Where to Eat: Mapping the City’s Dim Sum Geography
The most important thing to understand about Vancouver’s dim sum landscape is that the best restaurants are often not in Vancouver proper. Richmond, a suburb immediately south connected by the Canada Line, is the gravitational center of the city’s Chinese food scene and arguably the most important Chinese food destination in Canada.
Sun Sui Wah Seafood Restaurant on Main Street in Vancouver has been a flagship for decades – an old-school Cantonese ballroom-scale restaurant with impeccable roasted meats and dim sum of consistent excellence. The lineups on weekends are long and non-negotiable; show up early or expect to wait.
Dynasty Seafood Restaurant in the Westin Grand in downtown Vancouver represents the upscale end of the spectrum. Quieter, less chaotic, and slightly more expensive, it’s a reasonable choice for visitors who want their first Vancouver dim sum experience to involve less sensory overload.

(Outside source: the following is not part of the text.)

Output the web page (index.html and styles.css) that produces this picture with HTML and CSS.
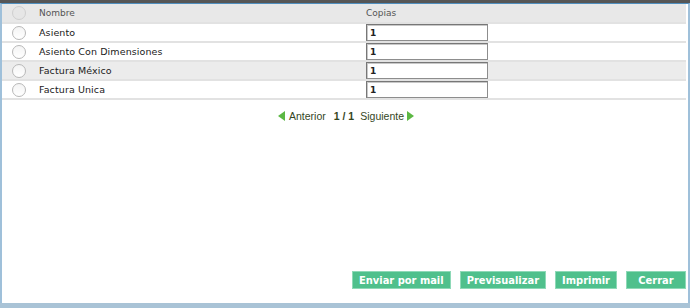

In Richmond, Fisherman’s Terrace Seafood Restaurant in Aberdeen Centre has a devoted local following. The room is massive and the weekend service is formidably organized. Similarly, Kirin Restaurant (with locations in both Vancouver and Richmond) maintains high standards across its menu with a focus on Northern and Hong Kong-style Chinese cooking.
For those willing to look beyond the established names, the strip malls of Richmond along No. 3 Road and Alexandra Road contain smaller, less polished restaurants serving dim sum to almost entirely local Chinese clientele. These spots offer fewer English menus, less accommodating service for confused newcomers, and often the most technically precise food. Pointing works. So does bringing a friend who knows their way around a Chinese menu.
The Social Architecture of a Dim Sum Meal
Dim sum is not served the way most Western meals are. It does not proceed in courses. It does not require decisions made in advance. Traditionally, it arrives via carts pushed by servers who call out the dish names as they navigate the floor – and you flag down what you want as it passes. Many Vancouver restaurants still use this cart system, though larger, more modern establishments have shifted to order forms or tablet-based ordering, which increases efficiency but removes some of the controlled chaos that makes dim sum feel alive.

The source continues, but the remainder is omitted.